And yet, the opioid epidemic shows all of us, graphically and painfully, how much further and faster we have to go.
There are several sobering statistics. Approximately 1.4 billion opioid prescriptions were written between 2012 and 2017 – and up to about 70 percent of those opioids are believed to have been leftover and unused. For their most recent use, more than half of opioid misusers admit getting the drug from a family member or friend — in other words, from the enormous reservoir of dangerous medicines that should have been destroyed and disposed of, but never were.
And the most tragic number of all: We’re losing almost 130 lives to this crisis every day.
Take just one piece of the problem: the vast number of these medications prescribed for pain following surgery.

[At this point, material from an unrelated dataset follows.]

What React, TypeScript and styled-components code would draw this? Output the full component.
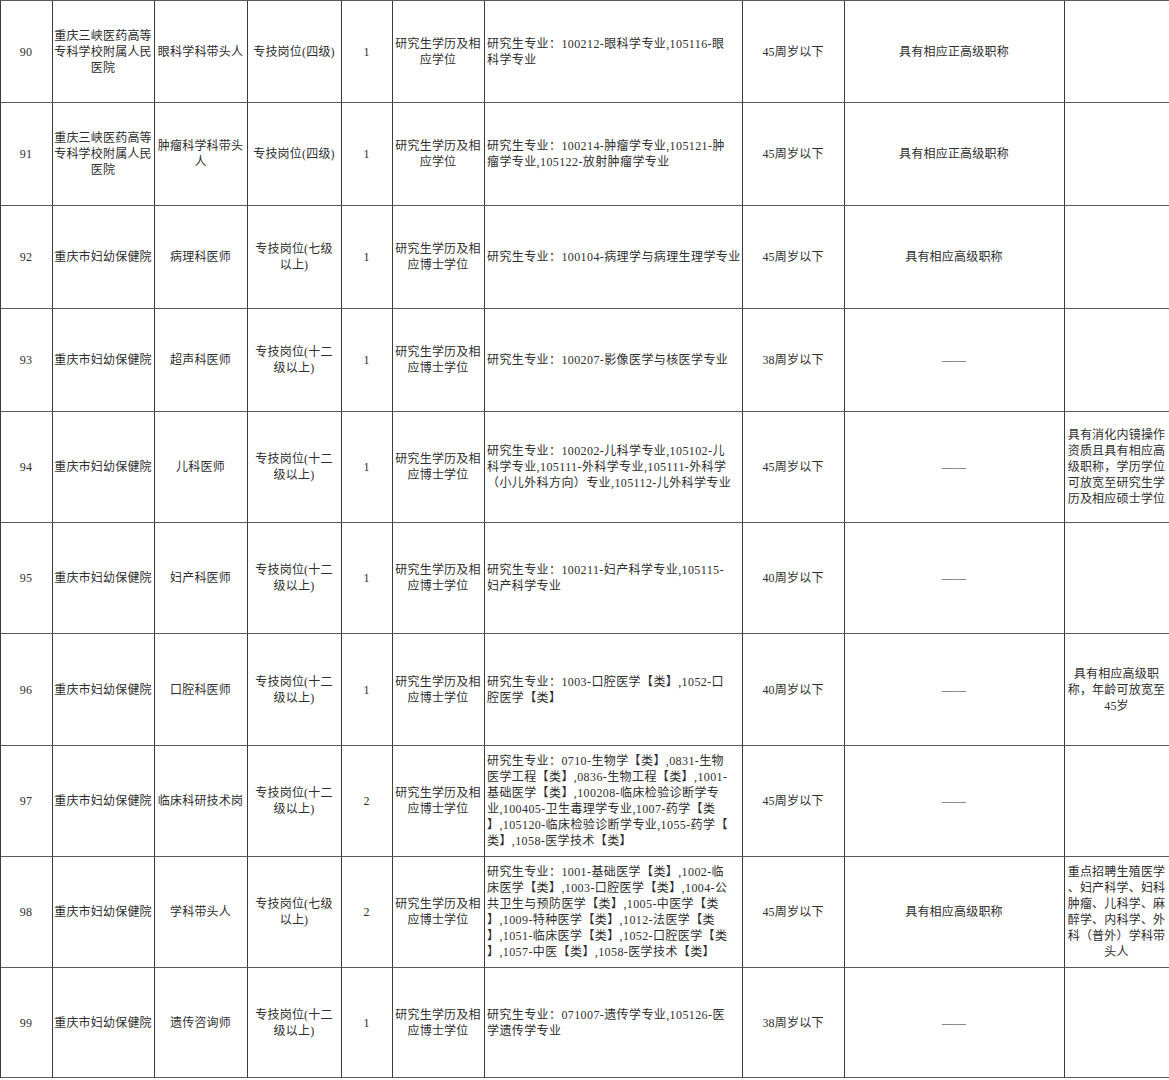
import React from "react";
import styled, {createGlobalStyle} from "styled-components";

const GlobalStyle = createGlobalStyle`
    html, body {
        margin: 0;
        padding: 0;
        background: #ffffff;
        overflow: hidden;
    }
`

const COLUMNS = "52px 102px 93px 94px 51px 92px 258px 102px 220px 104px";

const StyledTable = styled.div`
    display: flex;

    flex-direction: column;

    width: 1169px;

    border-top: 1px solid #5a5a5a;
    border-left: 1px solid #3c3c3c;

    font-family: "Liberation Serif", "Noto Sans CJK SC", serif;
    font-size: 12px;
    line-height: 16px;
    letter-spacing: .2px;
    color: #2e2e2e;
`

const StyledRow = styled.div<{ $height: number }>`
    display: grid;

    grid-template-columns: ${COLUMNS};

    height: ${({$height}) => $height}px;
`

const StyledCell = styled.div<{ $left?: boolean, $last?: boolean }>`
    display: flex;

    align-items: center;
    justify-content: ${({$left}) => $left ? "flex-start" : "center"};

    box-sizing: border-box;
    padding: ${({$left}) => $left ? "0 0 0 2px" : "0 2px 0 1px"};

    border-bottom: 1px solid #5a5a5a;
    border-right: ${({$last}) => $last ? "none" : "1px solid #3c3c3c"};

    overflow: hidden;
`

const StyledText = styled.span<{ $left?: boolean }>`
    white-space: pre;
    text-align: ${({$left}) => $left ? "left" : "center"};
    letter-spacing: ${({$left}) => $left ? ".4px" : ".2px"};
`

type Row = {
	no: string
	org: string
	post: string
	level: string
	count: string
	degree: string
	major: string
	age: string
	title: string
	note: string
	height: number
}

const SANXIA = "重庆三峡医药高等\n专科学校附属人民\n医院";
const FUYOU = "重庆市妇幼保健院";
const LEVEL12 = "专技岗位(十二\n级以上)";
const LEVEL7 = "专技岗位(七级\n以上)";
const DOCTOR = "研究生学历及相\n应博士学位";
const DASH = "——";

const rows: Row[] = [
	{
		no: "90", org: SANXIA, post: "眼科学科带头人", level: "专技岗位(四级)", count: "1",
		degree: "研究生学历及相\n应学位",
		major: "研究生专业：100212-眼科学专业,105116-眼\n科学专业",
		age: "45周岁以下", title: "具有相应正高级职称", note: "", height: 102
	},
	{
		no: "91", org: SANXIA, post: "肿瘤科学科带头\n人", level: "专技岗位(四级)", count: "1",
		degree: "研究生学历及相\n应学位",
		major: "研究生专业：100214-肿瘤学专业,105121-肿\n瘤学专业,105122-放射肿瘤学专业",
		age: "45周岁以下", title: "具有相应正高级职称", note: "", height: 103
	},
	{
		no: "92", org: FUYOU, post: "病理科医师", level: LEVEL7, count: "1", degree: DOCTOR,
		major: "研究生专业：100104-病理学与病理生理学专业",
		age: "45周岁以下", title: "具有相应高级职称", note: "", height: 103
	},
	{
		no: "93", org: FUYOU, post: "超声科医师", level: LEVEL12, count: "1", degree: DOCTOR,
		major: "研究生专业：100207-影像医学与核医学专业",
		age: "38周岁以下", title: DASH, note: "", height: 103
	},
	{
		no: "94", org: FUYOU, post: "儿科医师", level: LEVEL12, count: "1", degree: DOCTOR,
		major: "研究生专业：100202-儿科学专业,105102-儿\n科学专业,105111-外科学专业,105111-外科学\n（小儿外科方向）专业,105112-儿外科学专业",
		age: "45周岁以下", title: DASH,
		note: "具有消化内镜操作\n资质且具有相应高\n级职称，学历学位\n可放宽至研究生学\n历及相应硕士学位",
		height: 111
	},
	{
		no: "95", org: FUYOU, post: "妇产科医师", level: LEVEL12, count: "1", degree: DOCTOR,
		major: "研究生专业：100211-妇产科学专业,105115-\n妇产科学专业",
		age: "40周岁以下", title: DASH, note: "", height: 111
	},
	{
		no: "96", org: FUYOU, post: "口腔科医师", level: LEVEL12, count: "1", degree: DOCTOR,
		major: "研究生专业：1003-口腔医学【类】,1052-口\n腔医学【类】",
		age: "40周岁以下", title: DASH,
		note: "具有相应高级职\n称，年龄可放宽至\n45岁",
		height: 112
	},
	{
		no: "97", org: FUYOU, post: "临床科研技术岗", level: LEVEL12, count: "2", degree: DOCTOR,
		major: "研究生专业：0710-生物学【类】,0831-生物\n医学工程【类】,0836-生物工程【类】,1001-\n基础医学【类】,100208-临床检验诊断学专\n业,100405-卫生毒理学专业,1007-药学【类\n】,105120-临床检验诊断学专业,1055-药学【\n类】,1058-医学技术【类】",
		age: "45周岁以下", title: DASH, note: "", height: 111
	},
	{
		no: "98", org: FUYOU, post: "学科带头人", level: LEVEL7, count: "2", degree: DOCTOR,
		major: "研究生专业：1001-基础医学【类】,1002-临\n床医学【类】,1003-口腔医学【类】,1004-公\n共卫生与预防医学【类】,1005-中医学【类\n】,1009-特种医学【类】,1012-法医学【类\n】,1051-临床医学【类】,1052-口腔医学【类\n】,1057-中医【类】,1058-医学技术【类】",
		age: "45周岁以下", title: "具有相应高级职称",
		note: "重点招聘生殖医学\n、妇产科学、妇科\n肿瘤、儿科学、麻\n醉学、内科学、外\n科（普外）学科带\n头人",
		height: 111
	},
	{
		no: "99", org: FUYOU, post: "遗传咨询师", level: LEVEL12, count: "1", degree: DOCTOR,
		major: "研究生专业：071007-遗传学专业,105126-医\n学遗传学专业",
		age: "38周岁以下", title: DASH, note: "", height: 110
	},
]

export default function App() {
	return (
		<>
			<GlobalStyle/>
			<StyledTable>
				{rows.map(row => (
					<StyledRow key={row.no} $height={row.height}>
						<StyledCell><StyledText>{row.no}</StyledText></StyledCell>
						<StyledCell><StyledText>{row.org}</StyledText></StyledCell>
						<StyledCell><StyledText>{row.post}</StyledText></StyledCell>
						<StyledCell><StyledText>{row.level}</StyledText></StyledCell>
						<StyledCell><StyledText>{row.count}</StyledText></StyledCell>
						<StyledCell><StyledText>{row.degree}</StyledText></StyledCell>
						<StyledCell $left><StyledText $left>{row.major}</StyledText></StyledCell>
						<StyledCell><StyledText>{row.age}</StyledText></StyledCell>
						<StyledCell><StyledText>{row.title}</StyledText></StyledCell>
						<StyledCell $last><StyledText>{row.note}</StyledText></StyledCell>
					</StyledRow>
				))}
			</StyledTable>
		</>
	)
}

Two studies in JAMA Surgery are telling. The first, in 2017, found that among patients prescribed opioids following surgery, 67-92 percent reported having an unused, surplus supply.
The second, out just last month, reported on a study finding that when surgery patients were given an activated charcoal bag (Deterra Drug Deactivation System) for opioid deactivation and disposal at home, they were almost four times more likely to dispose of the medicines than those patients with no counsel or support. The study’s lead author concludes that, “We need everyday disposal options that address patients’ needs and break down common barriers for safe disposal through other means, such as bringing unneeded medications to take back drives or law enforcement locations that require a special trip and may make some patients uncomfortable.”
The at-home deactivation and disposal system used in the study is technology that didn’t exist when Take Back Day began, and it gives us the chance to leverage engagement in safe drug disposal — exponentially. Think what we could accomplish if every Take Back Day participant could share his or her commitment by taking home three disposal bags – one for a neighbor, a family member and a friend.
With hundreds of lives claimed each day, getting rid of these drugs just can’t wait. Today, enabling all Americans to practice effective, safe and easy at-home disposal every day of the year is an imperative we should all champion and support.
Mary Bono is a former U.S. Representative for California’s 45th Congressional District and co-founded the Congressional Caucus on Prescription Drug Abuse.